The regime in Myanmar is isolated and faces sanctions, as well as condemnation at home and abroad. It has also struggled to counter an armed resistance over the past year. Since the Ukraine invasion, Moscow faces Western sanctions and is in a long and costly military campaign there.
Min Aung Hlaing has chosen to wreak utter devastation. He has sent government leaders to prisons, including ousted State Counselor Daw Aung San Suu Kyi. Last month, he ordered the execution of prominent activists including a lawmaker. There is no turning back.
He was pleased to receive Lavrov at the Presidential Palace to show that he has a friend in a high place.
The state-run Global New Light of Myanmar described the two nations’ ambitions to become “permanent friendly countries and permanent allies” who will aid each other to “manage their internal affairs without external interference.”
Dragging Russia into the conflict in Myanmar will have major consequences.
Three major players are now involved in the conflict in Myanmar: the West (chiefly the US), Russia and China.
Perhaps it is easy to read the US reaction, but how Beijing sees Lavrov’s visit will be intriguing.
In June, Chinese foreign minister Wang Yi told Wunna Maung Lwin that China pledged to support the military regime “no matter how the situation changes” in Myanmar over the coming months and years.
China’s substantial economic and strategic interests in Myanmar are vast; moreover China’s influence and political clout is, compared to Russia, extensive.
Still, while Beijing isn’t betting on the regime alone, its unequivocal support for the junta suggests its analysts believe the regime will eventually prevail over the anti-coup resistance, that outside support for the resistance movement will only prolong the inevitable, and that the regime offers the most likely route towards the stability necessary for the advancement of China’s substantial economic and strategic interests in the country.
Beijing has allies in the country, while it is expected that Moscow will stick with the regime.
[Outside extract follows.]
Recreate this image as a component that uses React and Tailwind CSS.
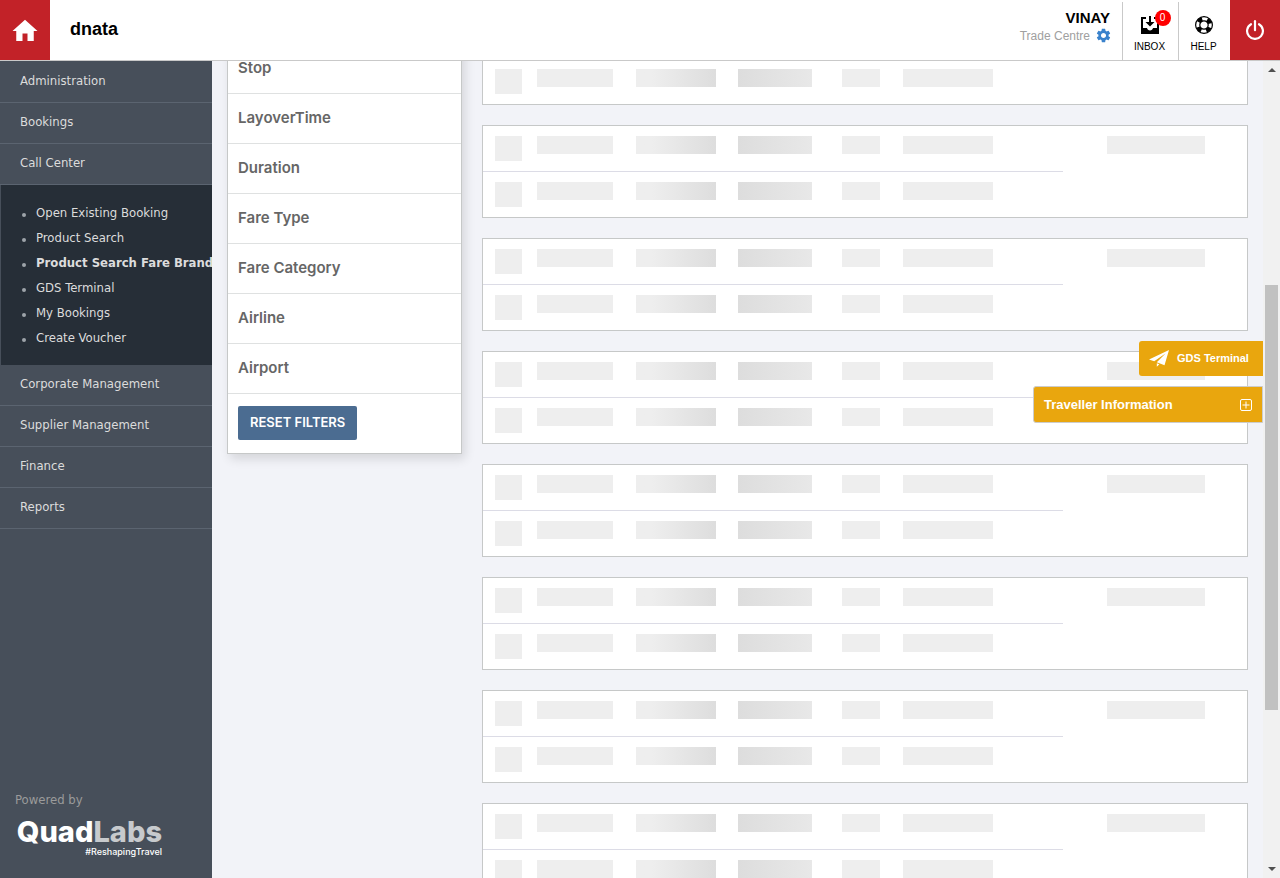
import { MdHome, MdSettings } from "react-icons/md";

const topMenu = ["Administration", "Bookings", "Call Center"];
const callCenterMenu = [
  "Open Existing Booking",
  "Product Search",
  "Product Search Fare Brand",
  "GDS Terminal",
  "My Bookings",
  "Create Voucher",
];
const bottomMenu = ["Corporate Management", "Supplier Management", "Finance", "Reports"];
const filters = ["Stop", "LayoverTime", "Duration", "Fare Type", "Fare Category", "Airline", "Airport"];

function InboxIcon() {
  return (
    <svg viewBox="0 0 18 18" className="h-[18px] w-[18px]" fill="currentColor" aria-hidden="true">
      <path d="M0 1h5v2H2v9h4c.3 1.6 1.5 2.5 3 2.5s2.7-.9 3-2.500h4V3h-3V1h5v17H0z" />
      <path d="M8 0h2v6h3.500L9 10.500 4.500 6H8z" />
    </svg>
  );
}

function LifeRingIcon() {
  return (
    <svg viewBox="0 0 18 18" className="h-[18px] w-[18px]" fill="none" stroke="currentColor" aria-hidden="true">
      <circle cx="9" cy="9" r="8.400" strokeWidth="1.200" />
      <circle cx="9" cy="9" r="4.200" strokeWidth="1.200" />
      <circle cx="9" cy="9" r="6.300" strokeWidth="4" strokeDasharray="4.600 5.296" strokeDashoffset="-2.650" />
    </svg>
  );
}

function PowerIcon() {
  return (
    <svg viewBox="0 0 20 20" className="h-5 w-5" fill="none" stroke="currentColor" strokeWidth="2.200" strokeLinecap="round" aria-hidden="true">
      <path d="M6 4.200a7.900 7.900 0 1 0 8 0" />
      <path d="M10 1.200v9" />
    </svg>
  );
}

function PlaneIcon() {
  return (
    <svg viewBox="0 0 20 17" className="h-[17px] w-5" fill="currentColor" aria-hidden="true">
      <path d="M20 0 0 9.500l5.200 1.800L16.500 3.500 7.800 12.300l7.700 3z" />
      <path d="M7.800 13.300v3.500l2.600-2.500z" />
    </svg>
  );
}

function Header() {
  return (
    <header className="flex h-[61px] shrink-0 border-b border-[#c9c9c9] bg-white font-['Liberation_Sans',sans-serif] text-black">
      <a href="#home" aria-label="Home" className="flex w-[50px] items-center justify-center bg-[#c22228] pt-0.5 text-white">
        <MdHome size={30} />
      </a>
      <h1 className="flex flex-1 items-center px-5 pb-0.5 text-[18px] font-bold">dnata</h1>
      <div className="flex flex-col items-end pt-[9px] pr-2.5">
        <strong className="mr-0.5 text-[15px] leading-[18px]">VINAY</strong>
        <span className="flex items-center gap-[5px] text-[12px] leading-4 text-[#a0a0a0]">
          Trade Centre
          <button type="button" aria-label="Settings" className="text-[#3a82cc]">
            <MdSettings size={17} />
          </button>
        </span>
      </div>
      <button type="button" className="mt-0.5 flex w-14 flex-col items-center gap-1.5 border-l border-[#c9c9c9] pt-[14px] pr-0.5 text-[10px] leading-[14px]">
        <span className="relative">
          <InboxIcon />
          <span className="absolute -top-1.5 left-3.5 flex h-4 w-4 items-center justify-center rounded-full bg-[#ff0000] text-[10px] leading-4 text-white">0</span>
        </span>
        INBOX
      </button>
      <button type="button" className="mt-0.5 flex w-[52px] flex-col items-center gap-1.5 border-l border-[#c9c9c9] pt-[14px] pr-0.5 text-[10px] leading-[14px]">
        <LifeRingIcon />
        HELP
      </button>
      <button type="button" aria-label="Log out" className="flex w-[50px] items-center justify-center bg-[#c22228] text-white">
        <PowerIcon />
      </button>
    </header>
  );
}

function MenuItem({ label }) {
  return (
    <a href="#menu" className="block border-b border-[#5b6470] px-5 pt-2.5 pb-3 leading-[18px]">
      {label}
    </a>
  );
}

function Sidebar() {
  return (
    <aside className="flex w-[212px] shrink-0 flex-col overflow-hidden bg-[#474f5a] pt-px font-['DejaVu_Sans_Condensed','DejaVu_Sans',sans-serif] text-[13px] text-[#dcdcdc]">
      <nav>
        {topMenu.map((label) => (
          <MenuItem key={label} label={label} />
        ))}
        <ul className="border-l border-[#474f5a] bg-[#262e37] py-[15px]">
          {callCenterMenu.map((label) => (
            <li key={label} className="flex h-[25px] items-center gap-2.5 pl-[21px] whitespace-nowrap">
              <span className="mt-1 h-1 w-1 shrink-0 rounded-full bg-[#9da3a9]" />
              <a href="#product" className={label === "Product Search Fare Brand" ? "font-bold" : ""}>
                {label}
              </a>
            </li>
          ))}
        </ul>
        {bottomMenu.map((label) => (
          <MenuItem key={label} label={label} />
        ))}
      </nav>
      <div className="mt-auto px-[15px] pb-5">
        <p className="leading-5 text-[#9b9b9b]">Powered by</p>
        <div className="flex w-[147px] flex-col items-end pt-2 font-[Inter,sans-serif] text-white">
          <p className="text-[29px] leading-7 font-extrabold">
            Quad<span className="text-[#c7cacd]">Labs</span>
          </p>
          <p className="text-[9px] leading-3 font-medium">#ReshapingTravel</p>
        </div>
      </div>
    </aside>
  );
}

function FilterPanel() {
  return (
    <section className="-mt-[18px] w-[235px] shrink-0 self-start border border-[#c6c8c8] bg-white font-[Inter,sans-serif] shadow-[3px_5px_10px_rgba(0,0,0,0.12)]">
      {filters.map((label) => (
        <button key={label} type="button" className="block h-[50px] w-full border-b border-[#dfe1e1] px-2.5 text-left text-[15px] font-semibold text-[#666666]">
          {label}
        </button>
      ))}
      <div className="px-2.5 pt-3 pb-[13px]">
        <button type="button" className="h-[34px] rounded-[2px] bg-[#4b6c91] px-3 text-[13px] font-semibold text-white">
          RESET FILTERS
        </button>
      </div>
    </section>
  );
}

function SkeletonRow() {
  return (
    <div className="grid grid-cols-[42px_99px_102px_104px_61px_1fr] px-3 py-2.5">
      <span className="h-[25px] w-[27px] bg-[#eeeeee]" />
      <span className="h-[18px] w-[76px] bg-[#eeeeee]" />
      <span className="h-[18px] w-20 bg-linear-to-r from-[#eeeeee] from-20% to-[#dddddd]" />
      <span className="h-[18px] w-[74px] bg-linear-to-r from-[#dddddd] to-[#e8e8e8]" />
      <span className="h-[18px] w-[38px] bg-[#eeeeee]" />
      <span className="h-[18px] w-[90px] bg-[#eeeeee]" />
    </div>
  );
}

function SkeletonCard() {
  return (
    <div className="flex border border-[#c6c8c8] bg-white">
      <div className="flex-1 divide-y divide-[#dcdce6]">
        <SkeletonRow />
        <SkeletonRow />
      </div>
      <div className="w-[184px] px-11 pt-2.5">
        <div className="h-[18px] w-[98px] bg-[#eeeeee]" />
      </div>
    </div>
  );
}

function Scrollbar() {
  return (
    <div className="flex w-[17px] shrink-0 flex-col items-center bg-[#f1f1f1] py-[7px]" aria-hidden="true">
      <svg viewBox="0 0 8 4" className="h-1 w-2" fill="#505050"><path d="M4 0 8 4H0z" /></svg>
      <div className="flex-[213]" />
      <div className="w-[13px] flex-[425] bg-[#c1c1c1]" />
      <div className="flex-[157]" />
      <svg viewBox="0 0 8 4" className="h-1 w-2" fill="#505050"><path d="M0 0h8L4 4z" /></svg>
    </div>
  );
}

export default function App() {
  return (
    <div className="flex h-screen flex-col overflow-hidden bg-[#f2f3f8]">
      <Header />
      <div className="flex min-h-0 flex-1">
        <Sidebar />
        <div className="relative flex min-w-0 flex-1">
          <main className="flex flex-1 gap-5 overflow-hidden px-[15px]">
            <FilterPanel />
            <section aria-label="Search results" aria-busy="true" className="-mt-[49px] flex flex-1 flex-col gap-5 self-start">
              {Array.from({ length: 8 }, (_, i) => (
                <SkeletonCard key={i} />
              ))}
            </section>
          </main>
          <div className="absolute top-[280px] right-0 flex flex-col items-end gap-2.5 font-['Liberation_Sans',sans-serif] font-bold text-white">
            <button type="button" className="flex h-[35px] w-[124px] items-center gap-2 rounded-l-[3px] bg-[#e9a60e] pl-2.5 text-[11px]">
              <PlaneIcon />
              GDS Terminal
            </button>
            <button type="button" className="flex h-[37px] w-[230px] items-center justify-between rounded-l-[3px] border border-[#cccccc] bg-[#e9a60e] px-2.5 text-[13px]">
              Traveller Information
              <svg viewBox="0 0 12 12" className="h-3 w-3" fill="none" stroke="currentColor" aria-hidden="true">
                <rect x=".5" y=".5" width="11" height="11" rx="1.500" />
                <path d="M6 2.500v7M2.500 6h7" />
              </svg>
            </button>
          </div>
        </div>
        <Scrollbar />
      </div>
    </div>
  );
}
Myanmar’s ethnic armed organizations in the north have forged closer relations with China and depend on the powerful neighbor. China can only increase its support to these groups. On the Taiwan issue, meanwhile, China has halted cooperation with the US over critical issues and it will be difficult to seek any understanding on Myanmar due to the escalation of tensions. Last year, the United States and China brokered an agreement that will effectively block Myanmar’s military rulers from addressing the United Nations’ General Assembly, dealing a blow to the junta’s quest for international legitimacy.
For its part, the West (including the US) supports the democratic opposition and shadow civilian government, the National Unity Government, but so far, no arms support has been involved. The US has however increased its humanitarian assistance and support for opposition and civil society groups since the coup.
The US recently asked countries in the region to engage with the NUG, which has urged the international community to provide arms to its forces fighting against the country’s military regime.
In June, the US State Department’s counselor urged the Association of Southeast Asian Nations (ASEAN) to engage with the NUG, saying the country’s political crisis cannot be resolved by engaging only with the military regime.
The US’s political support is limited, however. But the opposition in Myanmar has urged Washington to do more. Meanwhile, Russia’s assertive engagement with the regime in Naypyitaw only deepens.
Myanmar has become a playground; dragging Russia in to play a bigger role in Myanmar sounds very ominous.